* **Task brief**
Exactly repeat the material, dropping every picture from the copy.

□ □ □

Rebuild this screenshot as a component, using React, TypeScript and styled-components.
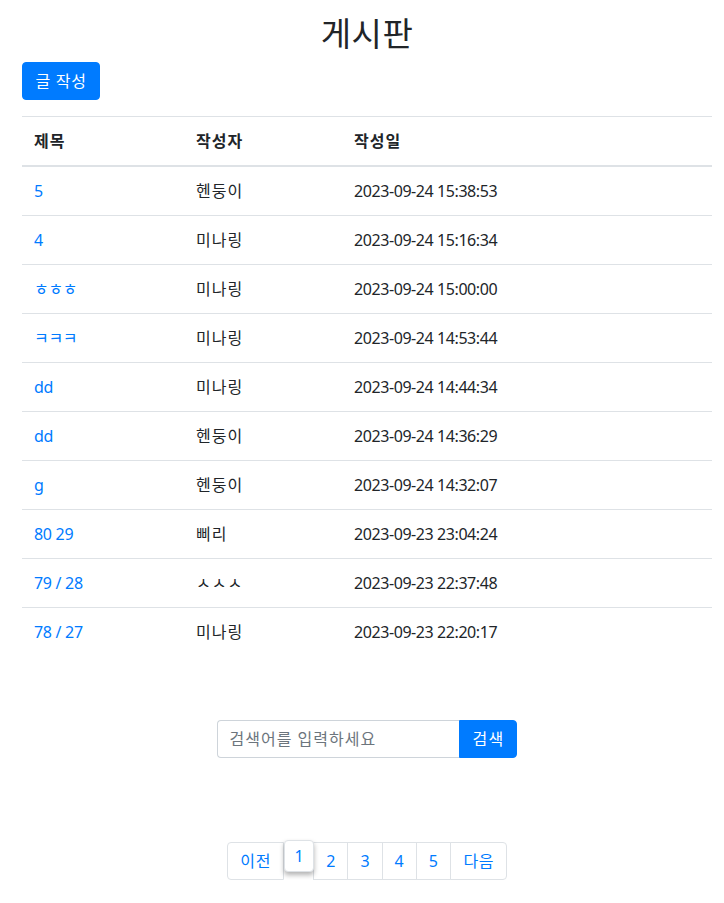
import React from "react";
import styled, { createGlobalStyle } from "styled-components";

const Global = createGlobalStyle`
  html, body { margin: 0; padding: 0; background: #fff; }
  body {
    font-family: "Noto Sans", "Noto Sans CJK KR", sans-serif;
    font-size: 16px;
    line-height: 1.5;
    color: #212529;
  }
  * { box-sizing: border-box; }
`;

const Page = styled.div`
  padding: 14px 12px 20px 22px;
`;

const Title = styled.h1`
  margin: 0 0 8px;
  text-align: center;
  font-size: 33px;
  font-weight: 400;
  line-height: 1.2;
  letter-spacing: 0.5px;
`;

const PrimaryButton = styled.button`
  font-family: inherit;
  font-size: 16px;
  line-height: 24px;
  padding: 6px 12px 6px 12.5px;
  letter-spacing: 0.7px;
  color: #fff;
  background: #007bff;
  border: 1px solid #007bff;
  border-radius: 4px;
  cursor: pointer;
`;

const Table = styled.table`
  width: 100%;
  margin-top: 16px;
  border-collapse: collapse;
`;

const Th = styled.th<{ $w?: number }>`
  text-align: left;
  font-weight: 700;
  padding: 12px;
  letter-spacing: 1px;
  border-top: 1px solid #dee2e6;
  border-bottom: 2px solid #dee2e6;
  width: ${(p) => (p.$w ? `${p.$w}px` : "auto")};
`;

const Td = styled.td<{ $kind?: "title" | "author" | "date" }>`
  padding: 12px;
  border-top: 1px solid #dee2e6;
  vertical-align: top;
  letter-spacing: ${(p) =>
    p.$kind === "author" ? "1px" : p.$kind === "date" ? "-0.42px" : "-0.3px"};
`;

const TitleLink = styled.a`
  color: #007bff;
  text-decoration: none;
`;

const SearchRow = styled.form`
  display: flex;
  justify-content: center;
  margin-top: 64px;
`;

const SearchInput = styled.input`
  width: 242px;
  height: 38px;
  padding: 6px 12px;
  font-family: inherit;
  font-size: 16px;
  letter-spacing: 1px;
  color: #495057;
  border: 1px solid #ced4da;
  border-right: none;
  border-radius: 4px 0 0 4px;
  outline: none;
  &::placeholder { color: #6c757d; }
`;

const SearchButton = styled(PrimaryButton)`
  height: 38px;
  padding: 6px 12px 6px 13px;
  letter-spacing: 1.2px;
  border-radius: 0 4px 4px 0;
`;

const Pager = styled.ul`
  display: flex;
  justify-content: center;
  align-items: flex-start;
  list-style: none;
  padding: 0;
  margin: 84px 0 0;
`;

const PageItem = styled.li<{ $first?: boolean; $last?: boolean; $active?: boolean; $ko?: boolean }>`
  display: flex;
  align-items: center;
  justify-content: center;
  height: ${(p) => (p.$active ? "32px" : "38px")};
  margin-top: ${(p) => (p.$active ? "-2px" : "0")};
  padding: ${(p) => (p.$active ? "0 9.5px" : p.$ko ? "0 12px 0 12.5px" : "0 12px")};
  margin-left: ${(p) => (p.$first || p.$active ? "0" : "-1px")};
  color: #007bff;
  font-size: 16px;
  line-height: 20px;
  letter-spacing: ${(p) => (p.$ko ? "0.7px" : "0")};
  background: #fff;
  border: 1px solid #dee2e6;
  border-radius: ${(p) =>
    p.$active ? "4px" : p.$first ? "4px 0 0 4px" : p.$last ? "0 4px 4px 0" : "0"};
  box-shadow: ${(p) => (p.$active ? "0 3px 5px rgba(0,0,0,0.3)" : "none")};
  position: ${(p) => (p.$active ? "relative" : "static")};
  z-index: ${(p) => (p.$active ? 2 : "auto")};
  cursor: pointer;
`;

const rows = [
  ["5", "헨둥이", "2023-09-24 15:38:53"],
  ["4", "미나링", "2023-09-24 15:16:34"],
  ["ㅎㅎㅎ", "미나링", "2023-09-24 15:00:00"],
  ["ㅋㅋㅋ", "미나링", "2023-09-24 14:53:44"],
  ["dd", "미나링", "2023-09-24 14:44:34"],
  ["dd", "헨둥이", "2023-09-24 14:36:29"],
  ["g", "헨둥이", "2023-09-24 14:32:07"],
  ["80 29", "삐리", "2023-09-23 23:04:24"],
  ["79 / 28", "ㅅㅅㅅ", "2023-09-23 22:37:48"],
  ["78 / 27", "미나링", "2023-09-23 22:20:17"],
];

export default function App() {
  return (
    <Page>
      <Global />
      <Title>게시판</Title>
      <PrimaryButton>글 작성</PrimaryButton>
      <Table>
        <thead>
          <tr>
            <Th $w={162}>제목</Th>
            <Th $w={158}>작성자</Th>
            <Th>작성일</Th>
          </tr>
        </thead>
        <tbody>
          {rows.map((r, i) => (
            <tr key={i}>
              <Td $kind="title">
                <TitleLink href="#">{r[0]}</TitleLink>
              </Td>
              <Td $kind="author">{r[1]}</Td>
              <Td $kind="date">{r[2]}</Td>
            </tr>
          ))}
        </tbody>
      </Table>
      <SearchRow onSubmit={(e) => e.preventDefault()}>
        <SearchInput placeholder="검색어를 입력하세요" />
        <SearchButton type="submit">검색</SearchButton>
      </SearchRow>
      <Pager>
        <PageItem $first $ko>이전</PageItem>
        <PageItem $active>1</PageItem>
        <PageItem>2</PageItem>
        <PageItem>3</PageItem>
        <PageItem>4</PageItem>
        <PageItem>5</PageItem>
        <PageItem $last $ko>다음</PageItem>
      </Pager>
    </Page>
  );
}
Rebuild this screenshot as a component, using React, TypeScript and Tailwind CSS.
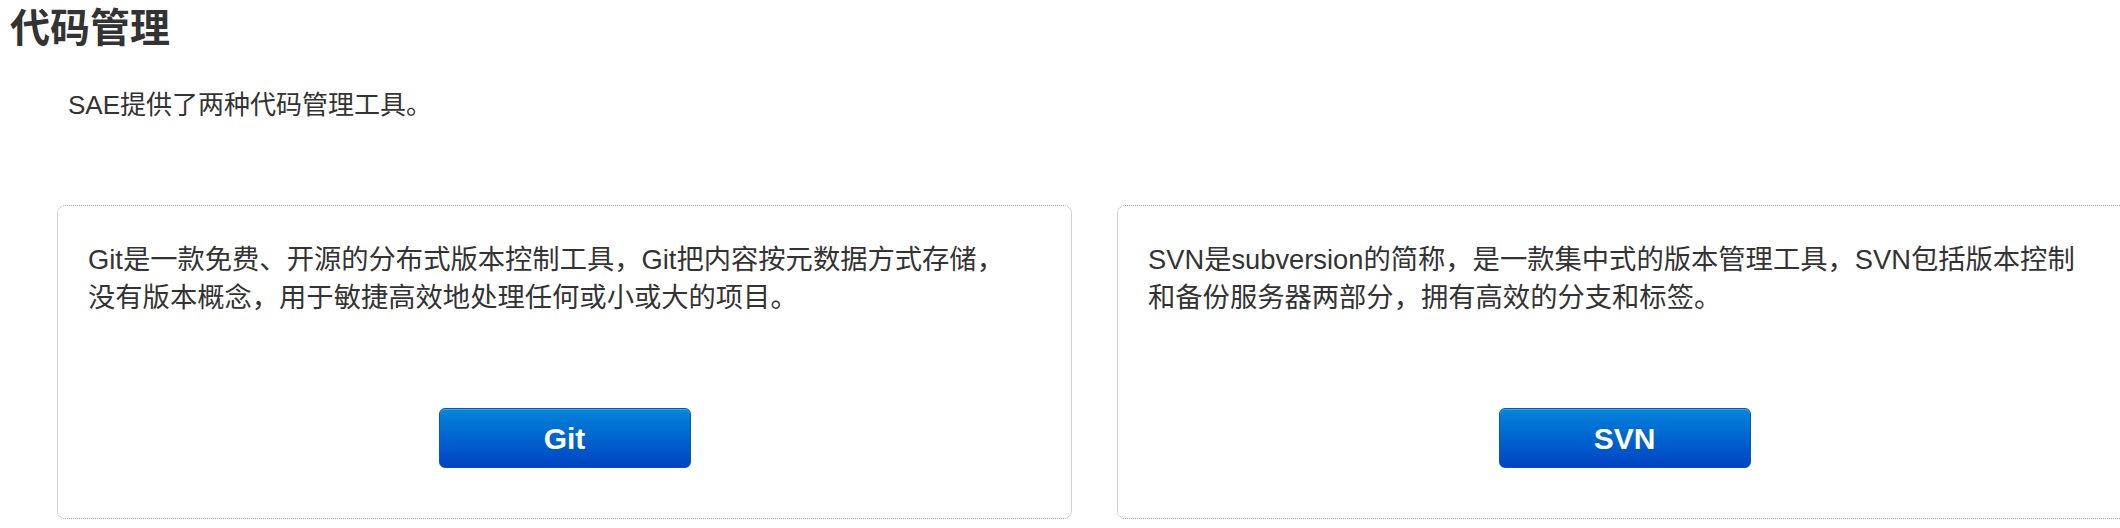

□ □ □

* **Expected answer**
Rebuild this screenshot as a component, using React, TypeScript and styled-components.
import React from "react";
import styled, { createGlobalStyle } from "styled-components";

const Global = createGlobalStyle`
  html, body { margin: 0; padding: 0; background: #fff; }
  body {
    font-family: "Noto Sans", "Noto Sans CJK KR", sans-serif;
    font-size: 16px;
    line-height: 1.5;
    color: #212529;
  }
  * { box-sizing: border-box; }
`;

const Page = styled.div`
  padding: 14px 12px 20px 22px;
`;

const Title = styled.h1`
  margin: 0 0 8px;
  text-align: center;
  font-size: 33px;
  font-weight: 400;
  line-height: 1.2;
  letter-spacing: 0.5px;
`;

const PrimaryButton = styled.button`
  font-family: inherit;
  font-size: 16px;
  line-height: 24px;
  padding: 6px 12px 6px 12.5px;
  letter-spacing: 0.7px;
  color: #fff;
  background: #007bff;
  border: 1px solid #007bff;
  border-radius: 4px;
  cursor: pointer;
`;

const Table = styled.table`
  width: 100%;
  margin-top: 16px;
  border-collapse: collapse;
`;

const Th = styled.th<{ $w?: number }>`
  text-align: left;
  font-weight: 700;
  padding: 12px;
  letter-spacing: 1px;
  border-top: 1px solid #dee2e6;
  border-bottom: 2px solid #dee2e6;
  width: ${(p) => (p.$w ? `${p.$w}px` : "auto")};
`;

const Td = styled.td<{ $kind?: "title" | "author" | "date" }>`
  padding: 12px;
  border-top: 1px solid #dee2e6;
  vertical-align: top;
  letter-spacing: ${(p) =>
    p.$kind === "author" ? "1px" : p.$kind === "date" ? "-0.42px" : "-0.3px"};
`;

const TitleLink = styled.a`
  color: #007bff;
  text-decoration: none;
`;

const SearchRow = styled.form`
  display: flex;
  justify-content: center;
  margin-top: 64px;
`;

const SearchInput = styled.input`
  width: 242px;
  height: 38px;
  padding: 6px 12px;
  font-family: inherit;
  font-size: 16px;
  letter-spacing: 1px;
  color: #495057;
  border: 1px solid #ced4da;
  border-right: none;
  border-radius: 4px 0 0 4px;
  outline: none;
  &::placeholder { color: #6c757d; }
`;

const SearchButton = styled(PrimaryButton)`
  height: 38px;
  padding: 6px 12px 6px 13px;
  letter-spacing: 1.2px;
  border-radius: 0 4px 4px 0;
`;

const Pager = styled.ul`
  display: flex;
  justify-content: center;
  align-items: flex-start;
  list-style: none;
  padding: 0;
  margin: 84px 0 0;
`;

const PageItem = styled.li<{ $first?: boolean; $last?: boolean; $active?: boolean; $ko?: boolean }>`
  display: flex;
  align-items: center;
  justify-content: center;
  height: ${(p) => (p.$active ? "32px" : "38px")};
  margin-top: ${(p) => (p.$active ? "-2px" : "0")};
  padding: ${(p) => (p.$active ? "0 9.5px" : p.$ko ? "0 12px 0 12.5px" : "0 12px")};
  margin-left: ${(p) => (p.$first || p.$active ? "0" : "-1px")};
  color: #007bff;
  font-size: 16px;
  line-height: 20px;
  letter-spacing: ${(p) => (p.$ko ? "0.7px" : "0")};
  background: #fff;
  border: 1px solid #dee2e6;
  border-radius: ${(p) =>
    p.$active ? "4px" : p.$first ? "4px 0 0 4px" : p.$last ? "0 4px 4px 0" : "0"};
  box-shadow: ${(p) => (p.$active ? "0 3px 5px rgba(0,0,0,0.3)" : "none")};
  position: ${(p) => (p.$active ? "relative" : "static")};
  z-index: ${(p) => (p.$active ? 2 : "auto")};
  cursor: pointer;
`;

const rows = [
  ["5", "헨둥이", "2023-09-24 15:38:53"],
  ["4", "미나링", "2023-09-24 15:16:34"],
  ["ㅎㅎㅎ", "미나링", "2023-09-24 15:00:00"],
  ["ㅋㅋㅋ", "미나링", "2023-09-24 14:53:44"],
  ["dd", "미나링", "2023-09-24 14:44:34"],
  ["dd", "헨둥이", "2023-09-24 14:36:29"],
  ["g", "헨둥이", "2023-09-24 14:32:07"],
  ["80 29", "삐리", "2023-09-23 23:04:24"],
  ["79 / 28", "ㅅㅅㅅ", "2023-09-23 22:37:48"],
  ["78 / 27", "미나링", "2023-09-23 22:20:17"],
];

export default function App() {
  return (
    <Page>
      <Global />
      <Title>게시판</Title>
      <PrimaryButton>글 작성</PrimaryButton>
      <Table>
        <thead>
          <tr>
            <Th $w={162}>제목</Th>
            <Th $w={158}>작성자</Th>
            <Th>작성일</Th>
          </tr>
        </thead>
        <tbody>
          {rows.map((r, i) => (
            <tr key={i}>
              <Td $kind="title">
                <TitleLink href="#">{r[0]}</TitleLink>
              </Td>
              <Td $kind="author">{r[1]}</Td>
              <Td $kind="date">{r[2]}</Td>
            </tr>
          ))}
        </tbody>
      </Table>
      <SearchRow onSubmit={(e) => e.preventDefault()}>
        <SearchInput placeholder="검색어를 입력하세요" />
        <SearchButton type="submit">검색</SearchButton>
      </SearchRow>
      <Pager>
        <PageItem $first $ko>이전</PageItem>
        <PageItem $active>1</PageItem>
        <PageItem>2</PageItem>
        <PageItem>3</PageItem>
        <PageItem>4</PageItem>
        <PageItem>5</PageItem>
        <PageItem $last $ko>다음</PageItem>
      </Pager>
    </Page>
  );
}
Rebuild this screenshot as a component, using React, TypeScript and Tailwind CSS.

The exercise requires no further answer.